How does decongestion control affect router buffering? Does queuing delay increase significantly?

Decongestion control quite naturally fills bottleneck queues. Unlike for TCP (which is inherently bursty), queues in a decongestion-controlled network serve to ensure that outgoing links never go idle. As a result, we find that we can shrink queues significantly to roughly 16 packets for all link sizes encountered in today's networks. Consequently, queuing delay will be minimal with short queues, even when full.


Theory

What is the theoretical maximum goodput of a network using decongestion control?

Initial results for a HOT-like network topology, using decongestion control can yield within roughly 75% of the optimal. (We compute the optimal by computing the maximum multicommodity flow of the network given its topology and traffic matrix.) These results are quite preliminary, however; we plan to study this more extensively.


Protocol Interactions

How is BGP affected?

In principle, decongestion control should not affect BGP routing. In practice, however, there are likely a few engineering concerns: routers have limited spare CPU to erasure code BGP sessions and sometimes use simple ping-like tests to test link liveness. We expect that by moving BGP sessions to proxy hosts attached to routers, we can offload the work of using decongestion control.
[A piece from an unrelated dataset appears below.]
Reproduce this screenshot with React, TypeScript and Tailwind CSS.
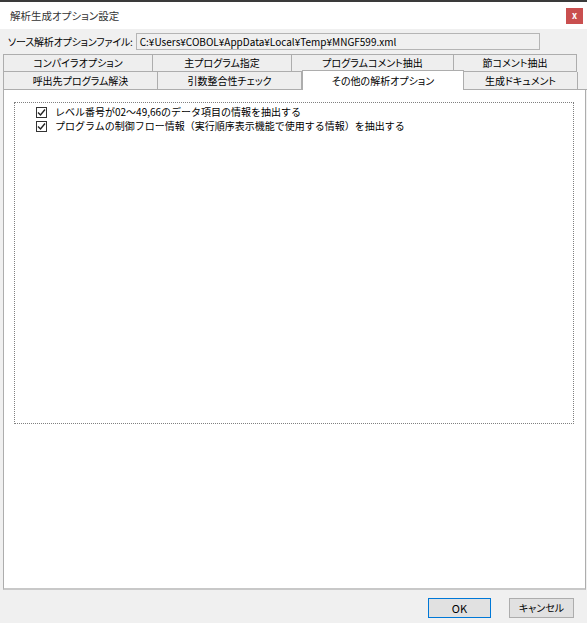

In addition, bursts of several packets rather than of a single packet should be used to determine liveness.

How are typical MAC layers affected?

We have yet to explore MAC-layer interactions.


Other

How stable is bandwidth allocation at senders?

We have yet to explore the stability of bandwidth allocation, but expect that decongestion control does not suffer from significant stability or convergence problems since senders do not employ a tightly-controlled feedback loop as in traditional congestion-control protocols.